>> begin DATA BLOCK
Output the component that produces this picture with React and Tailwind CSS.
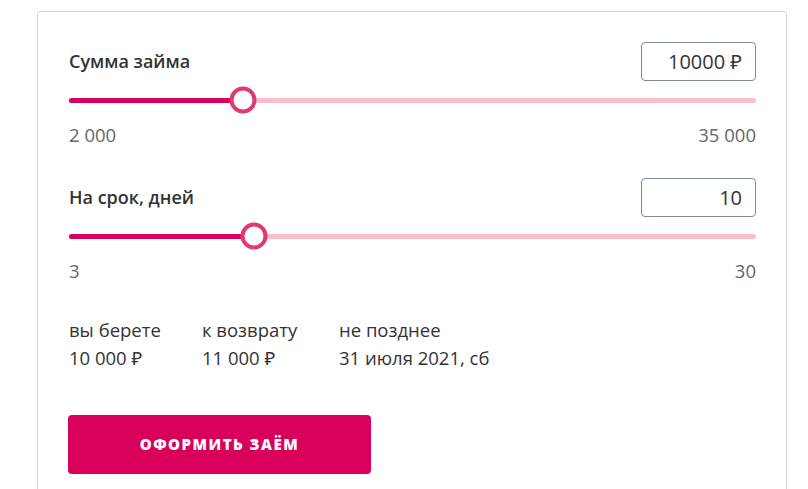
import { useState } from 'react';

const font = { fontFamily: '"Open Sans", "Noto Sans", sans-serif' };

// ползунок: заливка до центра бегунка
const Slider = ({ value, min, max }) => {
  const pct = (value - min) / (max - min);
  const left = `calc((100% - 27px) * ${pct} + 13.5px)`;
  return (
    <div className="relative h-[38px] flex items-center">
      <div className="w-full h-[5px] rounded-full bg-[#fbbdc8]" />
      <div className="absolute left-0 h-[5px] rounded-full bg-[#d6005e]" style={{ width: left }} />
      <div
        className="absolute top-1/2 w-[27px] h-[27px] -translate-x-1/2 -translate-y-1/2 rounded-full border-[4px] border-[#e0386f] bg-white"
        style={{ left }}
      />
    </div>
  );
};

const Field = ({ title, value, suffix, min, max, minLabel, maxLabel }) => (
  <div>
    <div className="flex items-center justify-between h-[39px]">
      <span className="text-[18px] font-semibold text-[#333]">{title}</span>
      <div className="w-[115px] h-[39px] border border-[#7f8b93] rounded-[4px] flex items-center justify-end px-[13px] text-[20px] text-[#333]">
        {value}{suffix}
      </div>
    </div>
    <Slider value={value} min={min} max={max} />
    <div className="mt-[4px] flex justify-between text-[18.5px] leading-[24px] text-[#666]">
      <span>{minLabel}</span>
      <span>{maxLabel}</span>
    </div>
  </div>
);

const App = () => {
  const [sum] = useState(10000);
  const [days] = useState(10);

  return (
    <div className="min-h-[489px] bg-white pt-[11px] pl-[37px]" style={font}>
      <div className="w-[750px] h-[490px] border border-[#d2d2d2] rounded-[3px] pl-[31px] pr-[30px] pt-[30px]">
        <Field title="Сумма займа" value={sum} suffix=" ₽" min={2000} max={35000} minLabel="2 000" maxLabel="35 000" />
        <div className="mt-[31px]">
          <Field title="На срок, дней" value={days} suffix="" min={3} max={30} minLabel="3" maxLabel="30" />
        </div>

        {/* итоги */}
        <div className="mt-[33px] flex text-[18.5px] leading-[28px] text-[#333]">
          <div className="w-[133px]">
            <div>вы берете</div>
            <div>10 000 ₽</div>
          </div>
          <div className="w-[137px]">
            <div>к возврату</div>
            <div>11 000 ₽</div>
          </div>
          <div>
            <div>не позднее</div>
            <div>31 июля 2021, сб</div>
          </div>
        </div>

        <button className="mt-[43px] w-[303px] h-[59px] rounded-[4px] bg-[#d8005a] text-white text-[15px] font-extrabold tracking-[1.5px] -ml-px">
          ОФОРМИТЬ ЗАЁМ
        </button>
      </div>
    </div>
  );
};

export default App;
>> end DATA BLOCK
**EXERCISE GOAL**
Make an exact copy of the lines from the top of the material through the line with "const [days] = useState(10);", pictures excluded.

**FINISHED ANSWER**
Output the component that produces this picture with React and Tailwind CSS.
import { useState } from 'react';

const font = { fontFamily: '"Open Sans", "Noto Sans", sans-serif' };

// ползунок: заливка до центра бегунка
const Slider = ({ value, min, max }) => {
  const pct = (value - min) / (max - min);
  const left = `calc((100% - 27px) * ${pct} + 13.5px)`;
  return (
    <div className="relative h-[38px] flex items-center">
      <div className="w-full h-[5px] rounded-full bg-[#fbbdc8]" />
      <div className="absolute left-0 h-[5px] rounded-full bg-[#d6005e]" style={{ width: left }} />
      <div
        className="absolute top-1/2 w-[27px] h-[27px] -translate-x-1/2 -translate-y-1/2 rounded-full border-[4px] border-[#e0386f] bg-white"
        style={{ left }}
      />
    </div>
  );
};

const Field = ({ title, value, suffix, min, max, minLabel, maxLabel }) => (
  <div>
    <div className="flex items-center justify-between h-[39px]">
      <span className="text-[18px] font-semibold text-[#333]">{title}</span>
      <div className="w-[115px] h-[39px] border border-[#7f8b93] rounded-[4px] flex items-center justify-end px-[13px] text-[20px] text-[#333]">
        {value}{suffix}
      </div>
    </div>
    <Slider value={value} min={min} max={max} />
    <div className="mt-[4px] flex justify-between text-[18.5px] leading-[24px] text-[#666]">
      <span>{minLabel}</span>
      <span>{maxLabel}</span>
    </div>
  </div>
);

const App = () => {
  const [sum] = useState(10000);
  const [days] = useState(10);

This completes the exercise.